Interlocutors SK Lamba and Shahriyar Khan discussed the proposed meeting between Manmohan Singh and Nawaz Sharif in New York on the sidelines of the United Nations General Assembly meet later this month. Khan confirmed the Dubai meeting to Hindustan Times over the phone from Lahore, saying, “As of now the meeting in New York is on. The Indians have not said no.’’

Khan and his Indian counterpart Lamba are laying the ground work for the New York meeting, which would be the first official interaction at the Prime Ministerial level since Sharif took office in June. The meeting, however, has come under intense public and political glare because of the beheading of an Indian army soldier in January and the subsequent killing of five jawans at the LoC.

The Opposition — the BJP in particular — has demanded that no dialogue takes place at such a high level.

Khan, when asked about the meeting in Dubai said, “The Indians expect some tranquility on the ceasefire line and we are hoping that tensions will calm down.” While Indian officials are wary of speaking on record, a government spokesperson said, “The back channel has to be quiet, discreet and outside public glare.’’ When asked specifically about the New York meeting, the official said, “A call will be taken in due course.’’

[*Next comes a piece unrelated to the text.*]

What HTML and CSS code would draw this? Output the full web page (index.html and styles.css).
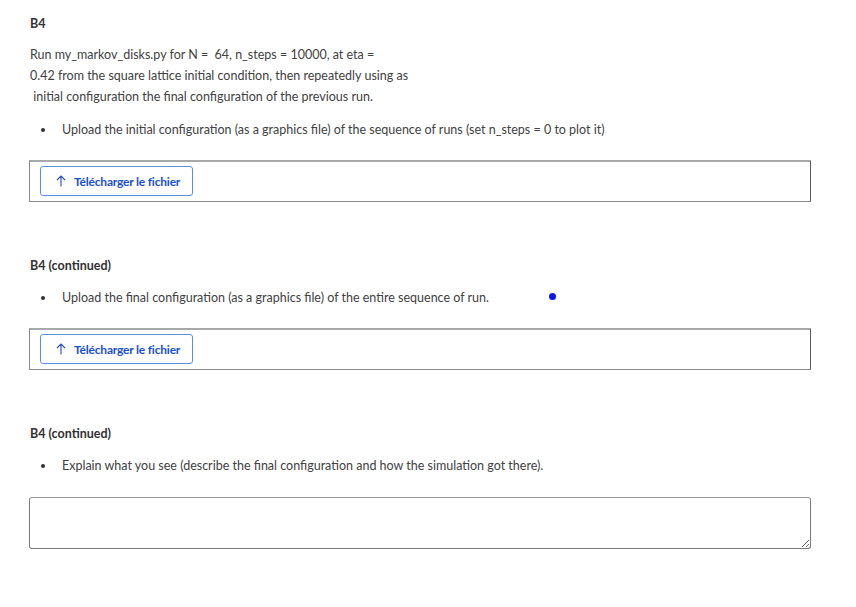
FILE: index.html
```html
<!DOCTYPE html>
<html lang="en">
<head>
<meta charset="utf-8">
<title>B4</title>
<link rel="stylesheet" href="styles.css">
</head>
<body>
<main class="page">
  <section class="problem">
    <h3 class="problem-title">B4</h3>
    <p class="prompt">Run my_markov_disks.py for N =&nbsp; 64, n_steps = 10000, at eta =<br>0.42 from the square lattice initial condition, then repeatedly using as<br>&nbsp;initial configuration the final configuration of the previous run.</p>
    <ul class="items">
      <li>Upload the initial configuration (as a graphics file) of the sequence of runs (set n_steps = 0 to plot it)</li>
    </ul>
    <div class="upload-box">
      <button class="upload-btn" type="button">
        <svg class="arrow" width="10" height="12" viewBox="0 0 10 12"><path d="M5 11.5V1M1 5L5 1L9 5" fill="none" stroke="#1f4fbf" stroke-width="1.1"/></svg>
        <span>Télécharger le fichier</span>
      </button>
    </div>
  </section>

  <section class="problem">
    <h3 class="problem-title">B4 (continued)</h3>
    <ul class="items">
      <li class="has-dot">Upload the final configuration (as a graphics file) of the entire sequence of run.<span class="dot"></span></li>
    </ul>
    <div class="upload-box">
      <button class="upload-btn" type="button">
        <svg class="arrow" width="10" height="12" viewBox="0 0 10 12"><path d="M5 11.5V1M1 5L5 1L9 5" fill="none" stroke="#1f4fbf" stroke-width="1.1"/></svg>
        <span>Télécharger le fichier</span>
      </button>
    </div>
  </section>

  <section class="problem last">
    <h3 class="problem-title">B4 (continued)</h3>
    <ul class="items">
      <li>Explain what you see (describe the final configuration and how the simulation got there).</li>
    </ul>
    <textarea class="answer"></textarea>
  </section>
</main>
</body>
</html>
```

FILE: styles.css
```css
* { box-sizing: border-box; }
html, body { margin: 0; padding: 0; background: #fff; }
body {
  font-family: "Lato", "Liberation Sans", sans-serif;
  font-size: 12.5px;
  color: #414141;
}
.page {
  width: 782px;
  margin-left: 29px;
  padding-top: 15px;
}
.problem { margin-bottom: 55px; }
.problem.last { margin-top: 2px; margin-bottom: 0; }
.problem-title {
  margin: 0;
  font-size: 12.5px;
  line-height: 18px;
  font-weight: 700;
  color: #313131;
  padding-left: 1px;
}
.prompt {
  margin: 11px 0 0;
  line-height: 21px;
  padding-left: 1px;
}
.items {
  list-style: none;
  margin: 12px 0 0;
  padding: 0;
}
.items li {
  position: relative;
  line-height: 21px;
  padding-left: 33px;
}
.items li::before {
  content: "";
  position: absolute;
  left: 12px;
  top: 9px;
  width: 4px;
  height: 4px;
  border-radius: 50%;
  background: #333;
}
.dot {
  position: absolute;
  left: 520px;
  top: 6px;
  width: 7px;
  height: 7px;
  border-radius: 50%;
  background: #0a16f0;
}
.upload-box {
  margin-top: 20px;
  height: 42px;
  border: 1px solid #8a8a8a;
  border-top: 2px solid #a8a8a8;
  border-right-color: #5a5a5a;
  padding: 4px 10px;
}
.upload-btn {
  display: flex;
  align-items: center;
  gap: 8px;
  height: 30px;
  padding: 0 12px 0 15px;
  background: #fff;
  border: 1px solid #5a8fe0;
  border-radius: 3px;
  font-family: inherit;
  font-size: 12px;
  font-weight: 700;
  color: #1a4fd0;
  letter-spacing: -0.2px;
}
.arrow { flex: none; }
.answer {
  display: block;
  margin-top: 21px;
  width: 782px;
  height: 52px;
  border: 1px solid #7a7a7a;
  border-top-color: #9a9a9a;
  border-radius: 3px;
  resize: vertical;
  font-family: inherit;
}
```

In the back channel talks, while Pakistan tried to take the view that the ceasefire was violated by both sides, India made the point that it was not just a question of ceasefire violations but of the Lashkar-e-Taiba chief, Hafiz Saeed trying to infiltrate terrorists into the Kashmir valley.

Both Singh and Sharif have been keen on taking the India-Pakistan dialogue forward. Government sources in Delhi indicated that Singh thinks it important to stand by Sharif, who has been a victim of the Pakistani Army that sent him into exile for eight years. The meeting in New York is subject to peace and tranquility on the LoC as tensions led to both countries passing resolutions against each other in the recent past.